■ WHAT TO WORK ON: Out of the lines below, please list those that hold the string "styles".
+ + + + + + +
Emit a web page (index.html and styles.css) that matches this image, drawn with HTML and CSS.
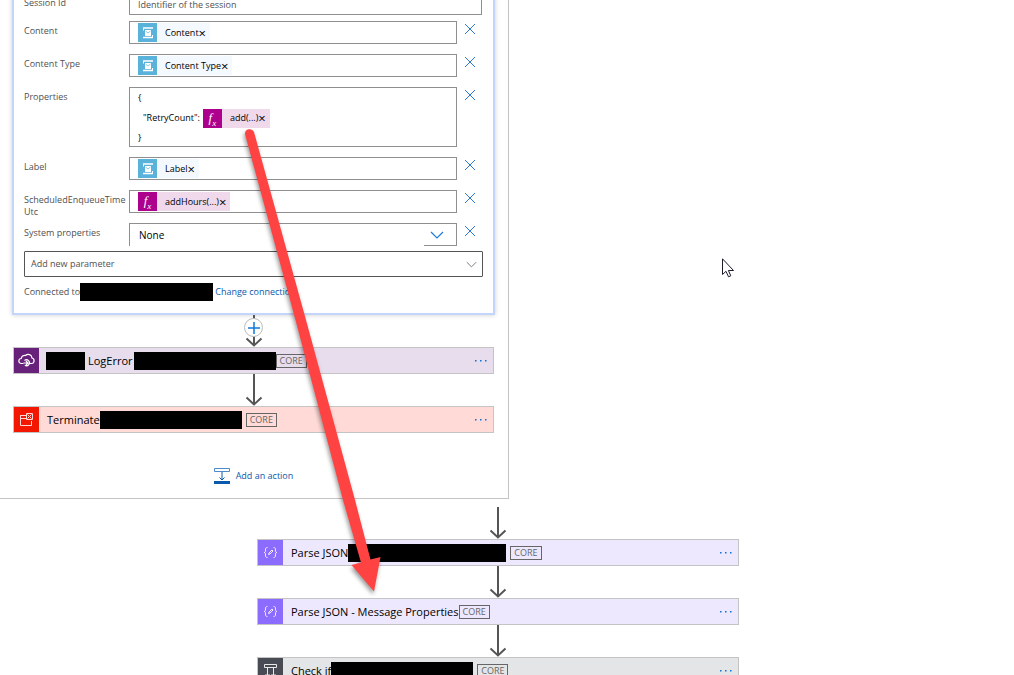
FILE: index.html
```html
<!DOCTYPE html>
<html lang="en">
<head>
    <meta charset="UTF-8">
    <meta name="viewport" content="width=device-width, initial-scale=1.0">
    <title>Logic App Designer</title>
    <link rel="stylesheet" href="styles.css">
</head>
<body>
    <!-- Shared icons -->
    <svg class="sprite" aria-hidden="true">
        <symbol id="icon-bus" viewBox="0 0 19 19">
            <path d="M5 5h10M5 14.500h10" fill="none" stroke="#fff" stroke-width="1.500"/>
            <path d="M5.500 5v2.500M14.500 14.500v-2.500" fill="none" stroke="#fff"/>
            <path d="M7 7h6v6h-6z" fill="#fff"/>
            <path d="M7.500 8l2.500 2 2.500-2" fill="none" stroke="#59b2d9" stroke-width=".7"/>
        </symbol>
        <symbol id="icon-close" viewBox="0 0 12 12">
            <path d="M1 1l10 10M11 1L1 11" fill="none" stroke="#2f78d0" stroke-width="1"/>
        </symbol>
        <symbol id="icon-chevron" viewBox="0 0 14 8">
            <path d="M1 1l6 6 6-6" fill="none" stroke="currentColor" stroke-width="1.200"/>
        </symbol>
        <symbol id="icon-arrow" viewBox="0 0 18 32">
            <path d="M9 0v30" fill="none" stroke="#555" stroke-width="2"/>
            <path d="M1.500 23.500l7.500 7 7.500-7" fill="none" stroke="#555" stroke-width="2"/>
        </symbol>
        <symbol id="icon-dots" viewBox="0 0 14 4">
            <path d="M1 1h1.500v1.500h-1.500zM6 1h1.500v1.500h-1.500zM11 1h1.500v1.500h-1.500z" fill="#0f6fd0"/>
        </symbol>
        <symbol id="icon-json" viewBox="0 0 25 25">
            <g fill="none" stroke="#f0eaff" stroke-width="1">
                <path d="M9.500 7.500c-2 0-2 .8-2 2.500s0 2.500-1.500 2.500c1.500 0 1.500.8 1.500 2.500s0 2.500 2 2.500M15.500 7.500c2 0 2 .8 2 2.500s0 2.500 1.500 2.500c-1.500 0-1.500.8-1.500 2.500s0 2.500-2 2.500"/>
                <path d="M10.500 14.500l.5-1.500 3-3 1 1-3 3z"/>
            </g>
        </symbol>
    </svg>

    <main class="canvas">
        <!-- Scope -->
        <section class="scope">
            <form class="panel">
                <div class="row">
                    <label class="row-label" for="session">Session Id</label>
                    <input class="field field-wide" id="session" type="text" value="Identifier of the session">
                </div>
                <div class="row">
                    <span class="row-label" id="lbl-content">Content</span>
                    <div class="field" role="textbox" aria-labelledby="lbl-content">
                        <span class="token"><svg class="token-icon"><use href="#icon-bus"/></svg>Content<button type="button" class="token-remove" aria-label="Remove Content">×</button></span>
                    </div>
                    <button type="button" class="row-remove" aria-label="Delete"><svg><use href="#icon-close"/></svg></button>
                </div>
                <div class="row">
                    <span class="row-label" id="lbl-type">Content Type</span>
                    <div class="field" role="textbox" aria-labelledby="lbl-type">
                        <span class="token"><svg class="token-icon"><use href="#icon-bus"/></svg>Content Type<button type="button" class="token-remove" aria-label="Remove Content Type">×</button></span>
                    </div>
                    <button type="button" class="row-remove" aria-label="Delete"><svg><use href="#icon-close"/></svg></button>
                </div>
                <div class="row">
                    <span class="row-label" id="lbl-props">Properties</span>
                    <div class="field field-code" role="textbox" aria-labelledby="lbl-props">
                        <div class="code-line">{</div>
                        <div class="code-line code-indent">"RetryCount":
                            <span class="token token-fx"><span class="token-icon fx">f<sub>x</sub></span>add(...)<button type="button" class="token-remove" aria-label="Remove add">×</button></span>
                        </div>
                        <div class="code-line">}</div>
                    </div>
                    <button type="button" class="row-remove" aria-label="Delete"><svg><use href="#icon-close"/></svg></button>
                </div>
                <div class="row">
                    <span class="row-label" id="lbl-label">Label</span>
                    <div class="field" role="textbox" aria-labelledby="lbl-label">
                        <span class="token"><svg class="token-icon"><use href="#icon-bus"/></svg>Label<button type="button" class="token-remove" aria-label="Remove Label">×</button></span>
                    </div>
                    <button type="button" class="row-remove" aria-label="Delete"><svg><use href="#icon-close"/></svg></button>
                </div>
                <div class="row">
                    <span class="row-label" id="lbl-time">ScheduledEnqueueTime<br>Utc</span>
                    <div class="field" role="textbox" aria-labelledby="lbl-time">
                        <span class="token token-fx"><span class="token-icon fx">f<sub>x</sub></span>addHours(...)<button type="button" class="token-remove" aria-label="Remove addHours">×</button></span>
                    </div>
                    <button type="button" class="row-remove" aria-label="Delete"><svg><use href="#icon-close"/></svg></button>
                </div>
                <div class="row">
                    <label class="row-label" for="system">System properties</label>
                    <div class="select-box">
                        <select class="select" id="system"><option>None</option></select>
                        <span class="select-arrow"><svg><use href="#icon-chevron"/></svg></span>
                    </div>
                    <button type="button" class="row-remove" aria-label="Delete"><svg><use href="#icon-close"/></svg></button>
                </div>
                <div class="add-parameter">
                    <select aria-label="Add new parameter"><option>Add new parameter</option></select>
                    <svg><use href="#icon-chevron"/></svg>
                </div>
                <div class="connection">
                    <span>Connected to</span><span class="redacted redacted-m"></span><a href="#">Change connection.</a>
                </div>
            </form>

            <div class="connector">
                <svg class="arrow"><use href="#icon-arrow"/></svg>
                <button type="button" class="insert" aria-label="Insert a new step">
                    <svg viewBox="0 0 12 12"><path d="M6 0v12M0 6h12" stroke="#0f7ad8" stroke-width="1.500"/></svg>
                </button>
            </div>

            <article class="card card-connector">
                <span class="card-icon">
                    <svg viewBox="0 0 25 25" fill="none" stroke="#fff" stroke-width="1.200">
                        <path d="M9.500 15.500H7.500a2.500 2.500 0 0 1-.3-5 3.500 3.500 0 0 1 4.300-3 3.800 3.800 0 0 1 6.500 2.500 2.800 2.800 0 0 1-.5 5.500h-1.500"/>
                        <path d="M10.500 12.500a3 3 0 1 1 .3 4.800M9.500 15h4M12 13l2 2-2 2"/>
                    </svg>
                </span>
                <span class="redacted redacted-s"></span>
                <span class="card-title">LogError</span>
                <span class="redacted redacted-l"></span>
                <span class="tag">CORE</span>
                <button type="button" class="menu" aria-label="More"><svg><use href="#icon-dots"/></svg></button>
            </article>

            <div class="connector"><svg class="arrow"><use href="#icon-arrow"/></svg></div>

            <article class="card card-terminate">
                <span class="card-icon">
                    <svg viewBox="0 0 25 25" fill="none" stroke="#ffd9d5" stroke-width="1">
                        <path d="M12 8.500H6M6.500 8v10.500h11v-4.500M6.500 11.500h5.500"/>
                        <path d="M12.500 6.500h6v6h-6zM13.500 7.500l4 4M17.500 7.500l-4 4"/>
                    </svg>
                </span>
                <span class="card-title">Terminate</span>
                <span class="redacted redacted-l"></span>
                <span class="tag tag-spaced">CORE</span>
                <button type="button" class="menu" aria-label="More"><svg><use href="#icon-dots"/></svg></button>
            </article>

            <button type="button" class="add-action">
                <svg viewBox="0 0 16 16" fill="none" stroke="#0b59ac">
                    <path d="M.5.500h15v3h-15z" stroke="#4a8bc8"/>
                    <path d="M8 4v8M5.500 9.500L8 12l2.500-2.500"/>
                    <path d="M0 14.500h16" stroke-width="3"/>
                </svg>
                Add an action
            </button>
        </section>

        <!-- Main flow -->
        <section class="flow">
            <div class="connector"><svg class="arrow"><use href="#icon-arrow"/></svg></div>
            <article class="card card-data">
                <span class="card-icon"><svg><use href="#icon-json"/></svg></span>
                <span class="card-title">Parse JSON</span>
                <span class="redacted redacted-xl"></span>
                <span class="tag tag-spaced">CORE</span>
                <button type="button" class="menu" aria-label="More"><svg><use href="#icon-dots"/></svg></button>
            </article>
            <div class="connector"><svg class="arrow"><use href="#icon-arrow"/></svg></div>
            <article class="card card-data">
                <span class="card-icon"><svg><use href="#icon-json"/></svg></span>
                <span class="card-title">Parse JSON - Message Properties</span>
                <span class="tag">CORE</span>
                <button type="button" class="menu" aria-label="More"><svg><use href="#icon-dots"/></svg></button>
            </article>
            <div class="connector"><svg class="arrow"><use href="#icon-arrow"/></svg></div>
            <article class="card card-control">
                <span class="card-icon">
                    <svg viewBox="0 0 25 25" fill="none" stroke="#e8e8ea" stroke-width="1">
                        <path d="M6.500 6.500h12v3h-12zM9.500 10v8M15.500 10v8M7.500 16l2 2 2-2M13.500 16l2 2 2-2"/>
                    </svg>
                </span>
                <span class="card-title">Check if</span>
                <span class="redacted redacted-l"></span>
                <span class="tag tag-spaced">CORE</span>
                <button type="button" class="menu" aria-label="More"><svg><use href="#icon-dots"/></svg></button>
            </article>
        </section>

        <!-- Annotation arrow and pointer -->
        <svg class="annotation" viewBox="0 0 150 475" aria-hidden="true">
            <path d="M5 10A4.700 4.700 0 0 1 14 8L66 196 115 376 130.500 435.500 140.500 433 134 467.500 111.500 441 121 438.500 103 376 55.500 196Z" fill="#ff4343"/>
        </svg>
        <svg class="pointer" viewBox="0 0 13 20" aria-hidden="true">
            <path d="M.5.800v15.700l3.500-3.200 2.500 5.500 2.300-1-2.400-5.300h5.100z" fill="#fff" stroke="#1c1c2c"/>
        </svg>
    </main>
</body>
</html>
```
FILE: styles.css
```css
:root {
    --text: #000000;
    --text-label: #505050;
    --link: #0b59ac;
    --line: #8f8f8f;
    --line-light: #c4c4c4;
    --panel-border: #c3d5fb;
}

* {
    margin: 0;
    padding: 0;
    box-sizing: border-box;
}

body {
    font-family: 'Open Sans', 'Noto Sans', sans-serif;
    font-size: 9px;
    line-height: 12px;
    color: var(--text);
    background-color: #ffffff;
}

button, input, select {
    font: inherit;
    color: inherit;
    background: none;
    border: none;
}

button {
    cursor: pointer;
}

svg {
    display: block;
}

.sprite {
    position: absolute;
    width: 0;
    height: 0;
}

.canvas {
    position: relative;
    height: 100vh;
    overflow: hidden;
}

/* Scope */
.scope {
    max-width: 509px;
    margin-top: -20px;
    padding: 0 13px 13px 12px;
    border-right: 1px solid var(--line-light);
    border-bottom: 1px solid var(--line-light);
}

.panel {
    display: flex;
    flex-direction: column;
    gap: 10px;
    padding: 11px 10px 12px;
    border: 2px solid var(--panel-border);
    box-shadow: 0 0 5px rgba(0, 0, 0, 0.2);
}

.row {
    display: grid;
    grid-template-columns: 105px 1fr 26px;
    grid-template-rows: minmax(22px, auto);
    align-items: start;
}

.row:first-child {
    margin-bottom: -4px;
}

.row-label {
    /* a second line may hang into the gap below */
    margin-bottom: -5px;
    padding-top: 4px;
    color: var(--text-label);
}

.field {
    display: flex;
    align-items: center;
    height: 23px;
    padding-left: 8px;
    border: 1px solid var(--line);
}

.field-wide {
    grid-column: 2 / 4;
    height: 22px;
    margin-right: 1px;
    color: var(--text-label);
}

.field-code {
    display: block;
    height: 60px;
}

.code-line {
    display: flex;
    align-items: center;
    height: 20px;
}

.code-indent {
    gap: 3px;
    padding-left: 5px;
}

.token {
    display: inline-flex;
    align-items: center;
    height: 19px;
    padding-right: 4px;
    background-color: #f4f8ff;
}

.token-icon {
    width: 19px;
    height: 19px;
    margin-right: 8px;
    background-color: #59b2d9;
}

.token-fx {
    background-color: #f1d9ec;
}

.fx {
    background-color: #ad008c;
    color: #ffffff;
    font: italic 13px/17px 'Liberation Serif', serif;
    text-align: center;
}

.fx sub {
    font-size: 9px;
    line-height: 0;
}

.token-remove {
    font-size: 13px;
}

.row-remove {
    justify-self: center;
    padding-top: 2px;
}

.row-remove svg {
    width: 12px;
    height: 12px;
}

.select-box {
    position: relative;
    height: 23px;
    border: 1px solid var(--line);
    border-bottom: none;
}

.select {
    appearance: none;
    width: 100%;
    height: 22px;
    padding-left: 9px;
    font-size: 10px;
}

.select-arrow {
    position: absolute;
    right: 0;
    bottom: 0;
    width: 32px;
    padding: 0 0 6px 6px;
    border-bottom: 1px solid var(--line);
    color: #1f7bd6;
    pointer-events: none;
}

.select-arrow svg {
    width: 14px;
    height: 8px;
}

.add-parameter {
    position: relative;
    margin-top: -5px;
    border: 1px solid #555555;
    border-radius: 1px;
    color: var(--text-label);
}

.add-parameter select {
    display: block;
    appearance: none;
    width: 100%;
    height: 24px;
    padding-left: 6px;
}

.add-parameter svg {
    position: absolute;
    top: 9px;
    right: 5px;
    width: 11px;
    height: 7px;
    color: #777777;
    pointer-events: none;
}

.connection {
    display: flex;
    align-items: center;
    margin-top: -4px;
    color: var(--text-label);
}

.connection a {
    margin-left: 2px;
    color: var(--link);
    text-decoration: none;
}

/* Blacked out names */
.redacted {
    flex: none;
    height: 18px;
    background-color: #000000;
}

.redacted-s {
    width: 39px;
}

.redacted-m {
    width: 133px;
}

.redacted-l {
    width: 142px;
}

.redacted-xl {
    width: 158px;
}

/* Connectors */
.connector {
    position: relative;
    display: flex;
    justify-content: center;
    height: 32px;
}

.arrow {
    width: 18px;
    height: 32px;
}

.insert {
    position: absolute;
    top: 3px;
    display: flex;
    align-items: center;
    justify-content: center;
    width: 19px;
    height: 19px;
    border: 1px solid #bbbbbb;
    border-radius: 50%;
    background-color: #ffffff;
}

.insert svg {
    width: 12px;
    height: 12px;
    flex: none;
}

/* Action cards */
.card {
    display: flex;
    align-items: center;
    height: 27px;
    padding-right: 5px;
    border: 1px solid var(--line-light);
    font-size: 11px;
}

.scope .card {
    margin: 0 1px;
}

.card-icon {
    margin-right: 7px;
}

.card-icon svg {
    width: 25px;
    height: 25px;
}

.card-title {
    padding-left: 1px;
    white-space: nowrap;
}

.redacted + .card-title {
    padding: 0 1px 0 3px;
}

.card-connector {
    background-color: #e8ddec;
}

.card-connector .card-icon {
    background-color: #68217a;
}

.card-terminate {
    background-color: #ffdad7;
}

.card-terminate .card-icon {
    background-color: #f41700;
}

.card-data {
    background-color: #eee8ff;
}

.card-data .card-icon {
    background-color: #8c6cff;
}

.card-control {
    background-color: #e3e5e6;
}

.card-control .card-icon {
    background-color: #484b54;
}

.tag {
    padding: 0 3px;
    border: 1px solid #666666;
    font-size: 9px;
    color: #666666;
}

.tag-spaced {
    margin-left: 4px;
}

.menu {
    margin-left: auto;
}

.menu svg {
    width: 14px;
    height: 4px;
}

.add-action {
    display: flex;
    align-items: center;
    gap: 6px;
    margin: 34px auto 0;
    height: 18px;
    color: var(--link);
}

.add-action svg {
    width: 16px;
    height: 16px;
}

.flow {
    max-width: 482px;
    margin: 8px 0 0 257px;
}

/* Overlays */
.annotation {
    position: absolute;
    top: 124px;
    left: 240px;
    width: 150px;
    height: 475px;
    overflow: visible;
    filter: drop-shadow(-1px 3px 2px rgba(0, 0, 0, 0.4));
    pointer-events: none;
}

.pointer {
    position: absolute;
    top: 258px;
    left: 722px;
    width: 13px;
    height: 20px;
    pointer-events: none;
}
```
+ + + + + + +
■ ANSWER TO THE TASK:
Emit a web page (index.html and styles.css) that matches this image, drawn with HTML and CSS.
    <link rel="stylesheet" href="styles.css">
FILE: styles.css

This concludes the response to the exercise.